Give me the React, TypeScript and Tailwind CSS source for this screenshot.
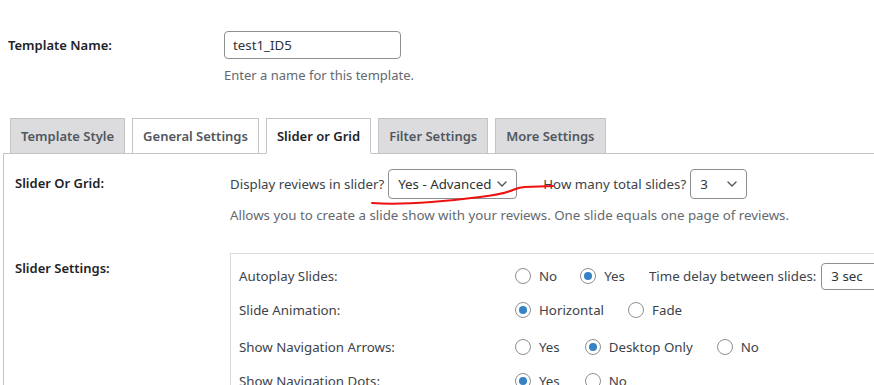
import { ChevronDown } from 'lucide-react'

const font = { fontFamily: '"Noto Sans", "Open Sans", sans-serif' }

function Radio({ checked, label, className = '' }: { checked?: boolean; label: string; className?: string }) {
  return (
    <label className={`flex items-center whitespace-nowrap ${className}`}>
      <span className="w-4 h-4 rounded-full border border-[#8c8f94] bg-white flex items-center justify-center shrink-0">
        {checked && <span className="w-2 h-2 rounded-full bg-[#3582c4]" />}
      </span>
      <span className="ml-2 text-[#3c434a]">{label}</span>
    </label>
  )
}

function Select({ value, className = '' }: { value: string; className?: string }) {
  return (
    <div
      className={`flex items-center justify-between whitespace-nowrap border border-[#8c8f94] rounded-[4px] bg-white pl-[9px] pr-[6px] text-[#2c3338] shrink-0 ${className}`}
    >
      <span>{value}</span>
      <ChevronDown className="w-4 h-4 text-[#50575e]" strokeWidth={2} />
    </div>
  )
}

const tabs = ['Template Style', 'General Settings', 'Slider or Grid', 'Filter Settings', 'More Settings']
const activeTab = 2
const whiteTabs = [1, 2]

export default function App() {
  return (
    <div className="w-[874px] h-[385px] overflow-hidden bg-white text-[13.3px] leading-5 relative" style={font}>
      <div className="w-[920px]">
        {/* template name */}
        <div className="flex items-center pt-[31px]">
          <div className="w-[224px] pl-2 font-semibold text-[13px] text-[#1d2327]">Template Name:</div>
          <div className="w-[177px] h-[28px] border border-[#8c8f94] rounded-[4px] px-2 flex items-center text-[#2c3338]">
            test1_ID5
          </div>
        </div>
        <div className="pl-[224px] mt-[6px] text-[13px] text-[#646970]">Enter a name for this template.</div>

        {/* tabs */}
        <div className="flex pl-[10px] mt-[33px] gap-[7px] relative z-10">
          {tabs.map((t, i) => (
            <div
              key={t}
              className={`h-[36px] -mb-px px-[10px] flex items-center border border-[#c3c4c7] font-semibold text-[13px] ${
                i === activeTab ? 'bg-white border-b-white text-[#1d2327]' : whiteTabs.includes(i) ? 'bg-white text-[#50575e]' : 'bg-[#dcdcde] text-[#50575e]'
              }`}
            >
              {t}
            </div>
          ))}
        </div>

        {/* panel */}
        <div className="ml-[3px] border border-[#c3c4c7] pt-[15px] pl-[11px] h-[400px]">
          <div className="flex">
            <div className="w-[215px] pt-[4px] font-semibold text-[13px] text-[#1d2327]">Slider Or Grid:</div>
            <div>
              <div className="flex items-center text-[#3c434a]">
                <span>Display reviews in slider?</span>
                <Select value="Yes - Advanced" className="ml-[4px] w-[129px] h-[30px]" />
                <span className="ml-[26px]">How many total slides?</span>
                <Select value="3" className="ml-[4px] w-[57px] h-[30px]" />
              </div>
              <div className="mt-[6px] text-[#646970]">
                Allows you to create a slide show with your reviews. One slide equals one page of reviews.
              </div>
            </div>
          </div>

          <div className="flex mt-[28px]">
            <div className="w-[215px] pt-[5px] font-semibold text-[13px] text-[#1d2327]">Slider Settings:</div>
            <div className="flex-1 border border-[#dcdcde] pl-[8px] pt-[9px] text-[#3c434a]">
              <div className="flex items-center h-[26px]">
                <div className="w-[276px]">Autoplay Slides:</div>
                <Radio label="No" />
                <Radio label="Yes" checked className="ml-[23px]" />
                <span className="ml-[24px] whitespace-nowrap">Time delay between slides:</span>
                <Select value="3 sec" className="ml-[5px] w-[80px] h-[27px]" />
              </div>
              <div className="flex items-center h-[26px] mt-[8px]">
                <div className="w-[276px]">Slide Animation:</div>
                <Radio label="Horizontal" checked />
                <Radio label="Fade" className="ml-[24px]" />
              </div>
              <div className="flex items-center h-[26px] mt-[11px]">
                <div className="w-[276px]">Show Navigation Arrows:</div>
                <Radio label="Yes" />
                <Radio label="Desktop Only" checked className="ml-[25px]" />
                <Radio label="No" className="ml-[24px]" />
              </div>
              <div className="flex items-center h-[26px] mt-[8px]">
                <div className="w-[276px]">Show Navigation Dots:</div>
                <Radio label="Yes" checked />
                <Radio label="No" className="ml-[25px]" />
              </div>
            </div>
          </div>
        </div>
      </div>

      {/* red pen mark */}
      <svg className="absolute left-0 top-0 pointer-events-none" width="874" height="385">
        <path
          d="M372 203 C 400 205, 440 202, 480 197 S 510 188, 525 187 L 553 186"
          fill="none"
          stroke="#ee1111"
          strokeWidth="2"
          strokeLinecap="round"
        />
      </svg>
    </div>
  )
}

§ **Task to carry out**
Give again, word for word, every line from the top of the data above to the line holding "for this template.</div>", inclusive, with the pictures left out.

§ **Reply**
Give me the React, TypeScript and Tailwind CSS source for this screenshot.
import { ChevronDown } from 'lucide-react'

const font = { fontFamily: '"Noto Sans", "Open Sans", sans-serif' }

function Radio({ checked, label, className = '' }: { checked?: boolean; label: string; className?: string }) {
  return (
    <label className={`flex items-center whitespace-nowrap ${className}`}>
      <span className="w-4 h-4 rounded-full border border-[#8c8f94] bg-white flex items-center justify-center shrink-0">
        {checked && <span className="w-2 h-2 rounded-full bg-[#3582c4]" />}
      </span>
      <span className="ml-2 text-[#3c434a]">{label}</span>
    </label>
  )
}

function Select({ value, className = '' }: { value: string; className?: string }) {
  return (
    <div
      className={`flex items-center justify-between whitespace-nowrap border border-[#8c8f94] rounded-[4px] bg-white pl-[9px] pr-[6px] text-[#2c3338] shrink-0 ${className}`}
    >
      <span>{value}</span>
      <ChevronDown className="w-4 h-4 text-[#50575e]" strokeWidth={2} />
    </div>
  )
}

const tabs = ['Template Style', 'General Settings', 'Slider or Grid', 'Filter Settings', 'More Settings']
const activeTab = 2
const whiteTabs = [1, 2]

export default function App() {
  return (
    <div className="w-[874px] h-[385px] overflow-hidden bg-white text-[13.3px] leading-5 relative" style={font}>
      <div className="w-[920px]">
        {/* template name */}
        <div className="flex items-center pt-[31px]">
          <div className="w-[224px] pl-2 font-semibold text-[13px] text-[#1d2327]">Template Name:</div>
          <div className="w-[177px] h-[28px] border border-[#8c8f94] rounded-[4px] px-2 flex items-center text-[#2c3338]">
            test1_ID5
          </div>
        </div>
        <div className="pl-[224px] mt-[6px] text-[13px] text-[#646970]">Enter a name for this template.</div>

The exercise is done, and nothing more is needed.